Valley Outreach, an agency partner, provides food, clothing and more to eligible St. Croix Valley residents. Through partnerships with local health care providers, schools and other agencies in the east metro, they are pioneering new ways to increase access to fresh and nutritious foods to our community.
“We do so much more than simply give people food because we are client-centered. It is not just about quantity of food, it’s about offering quality and nutritious foods,” Tracy Maki, Executive Director of Valley Outreach, said. “This means that families experiencing poverty are treated with the same respect and dignity any of us expect and deserve. You are not ‘less than’ when you come to Valley Outreach.”

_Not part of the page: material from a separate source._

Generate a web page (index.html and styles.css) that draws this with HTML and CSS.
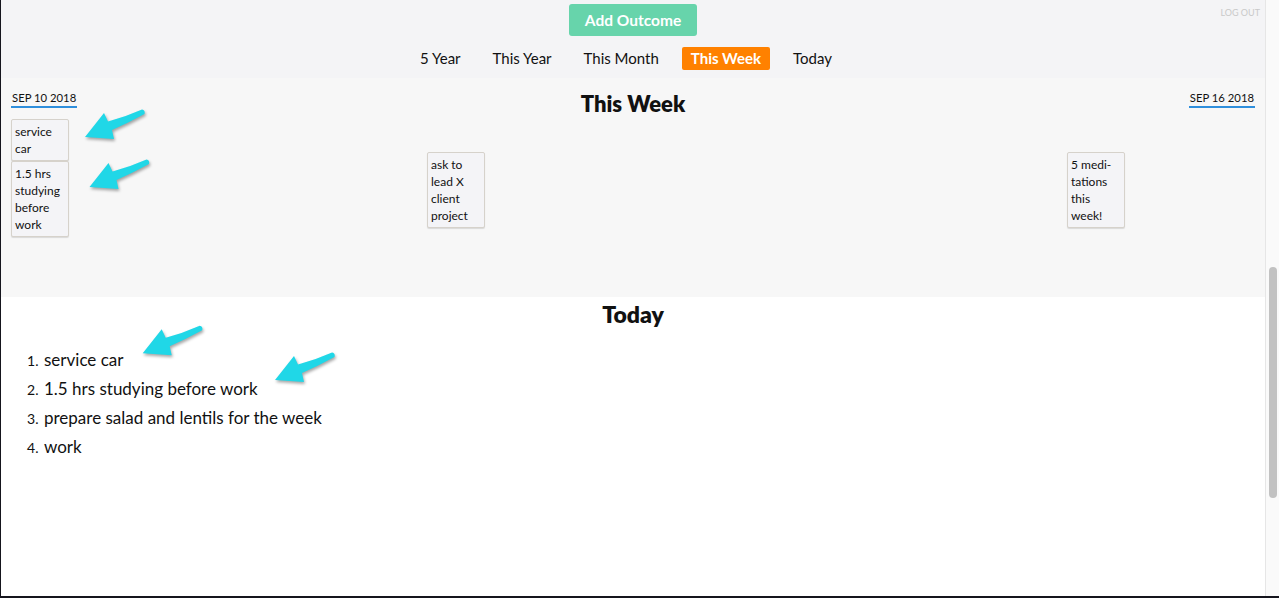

Jill Doescher is a true leadership donor. As one of the first female litigators in Minnesota, Jill is still enacting change even in retirement by providing incredible gifts to accelerate our five-year strategic plan.
“I choose to work with Second Harvest Heartland because nothing good happens if people don’t know where their next meal is coming from,” Jill said.
Loaves and Fishes
Every day is a confirmation of Loaves and Fishes’ commitment to hunger relief. Cathy Maes, Executive Director, says that it’s all about the guest. “It’s about the people at the end of the meal,” said Cathy. The idea that this may be the only meal that their guests eat for a few days is what keeps this non-profit growing.
To help bring more food to the community, Loaves and Fishes has expanded to include a food truck as well as a free farmer’s market. These programs were started in the hopes of bringing their nutritious meals to high-need areas and to provide to people that are not able to afford their grocery bills.